When including a module component, it’s possible to specify an alias with the as keyword. Aliasing allows you to avoid module name clashes, by assigning them different names in the including context. For example:

include { foo } from './some/module'
include { foo as bar } from './other/module'

workflow {
    foo(some_data)
    bar(other_data)
}

You can even include the same component multiple times under different names:

include { foo; foo as bar } from './some/module'

workflow {
    foo(some_data)
    bar(other_data)
}

Module parameters

A module script can define parameters using the same syntax as a Nextflow workflow script:

params.foo = 'Hello'
params.bar = 'world!'

def sayHello() {
    println "$params.foo $params.bar"
}

When including a module, the module will first use parameters from the including context. For example:

params.foo = 'Hola'
params.bar = 'Mundo'

include { sayHello } from './some/module'

workflow {
    sayHello()
}

The above snippet prints:

Hola Mundo

Note

The module inherits the parameters defined before the include statement, therefore any parameters set afterwards will not be used by the module.

Tip

It is best to define all pipeline parameters before any include statements.

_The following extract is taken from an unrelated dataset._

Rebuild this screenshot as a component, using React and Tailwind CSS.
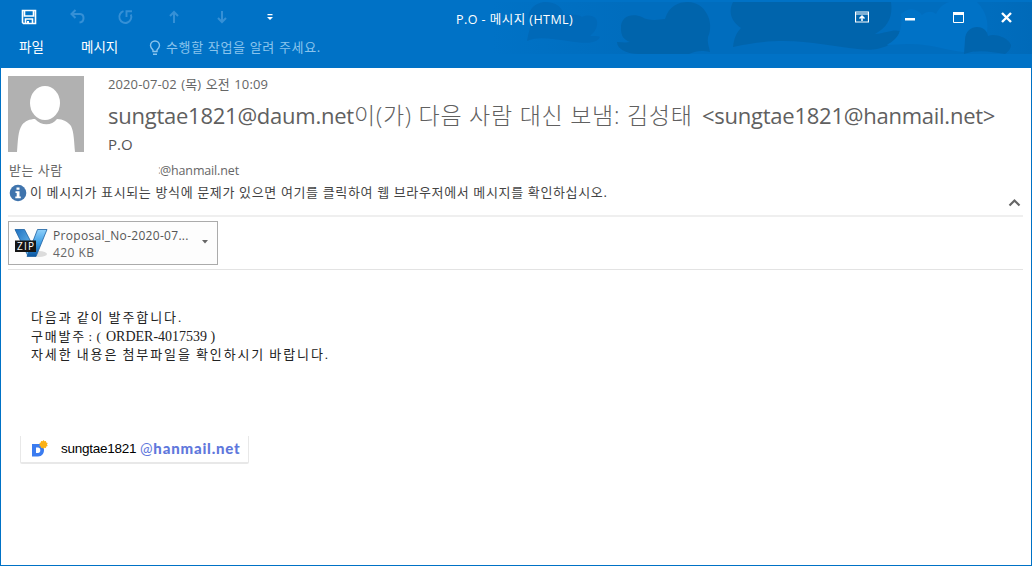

The addParams option can be used to pass parameters to the module without adding them to the including scope.

params.foo = 'Hola'
params.bar = 'Mundo'

include { sayHello } from './some/module' addParams(foo: 'Ciao')

workflow {
    sayHello()
}

The above snippet prints:

Ciao Mundo

Alternatively, the params option can be used to pass parameters to module without adding them to the including scope, and without inheriting any parameters from the including scope.

params.foo = 'Hola'
params.bar = 'Mundo'

include { sayHello } from './some/module' params(foo: 'Ciao')

workflow {
    sayHello()
}

The above snippet prints:

Ciao world!

Module templates

The module script can be defined in an external template file. The template file can be placed in the templates directory where the module script is located.

For example, suppose we have a project L with a module script that defines two processes, P1 and P2, both of which use templates. The template files can be made available in the local templates directory:

Project L
|── myModules.nf
└── templates
    |── P1-template.sh
    └── P2-template.sh

Then, we have a second project A with a workflow that includes P1 and P2:

Pipeline A
└── main.nf

Finally, we have a third project B with a workflow that also includes P1 and P2:

Pipeline B
└── main.nf

With the possibility to keep the template files inside the project L, A and B can use the modules defined in L without any changes. A future project C would do the same, just cloning L (if not available on the system) and including its module script.

Beside promoting the sharing of modules across pipelines, there are several advantages to keeping the module template under the script path:

  1. module components are self-contained,

  2. module components can be tested independently from the pipeline(s) that import them,

  3. it is possible to create libraries of module components.

Ultimately, having multiple template locations allows a more structured organization within the same project. If a project has several module components, and all of them use templates, the project could group module scripts and their templates as needed. For example:

baseDir
|── main.nf
|── Phase0-Modules
    |── mymodules1.nf
    |── mymodules2.nf
    └── templates
        |── P1-template.sh
        |── P2-template.sh
|── Phase1-Modules
    |── mymodules3.nf
    |── mymodules4.nf
    └── templates
        |── P3-template.sh
        └── P4-template.sh
└── Phase2-Modules
    |── mymodules5.nf
    |── mymodules6.nf
    └── templates
        |── P5-template.sh
        |── P6-template.sh
        └── P7-template.sh

Module binaries

New in version 22.10.0.

Modules can define binary scripts that are locally scoped to the processes defined by the tasks.

To enable this feature, enable the following flag in your pipeline script or configuration file:

nextflow.enable.moduleBinaries = true

The binary scripts must be placed in the module directory names <module-dir>/resources/usr/bin:

<module-dir>
|── main.nf
└── resources
    └── usr
        └── bin
            |── your-module-script1.sh
            └── another-module-script2.py

Those scripts will be made accessible like any other command in the task environment, provided they have been granted the Linux execute permissions.

Note

This feature requires the use of a local or shared file system for the pipeline work directory, or Wave containers when using cloud-based executors.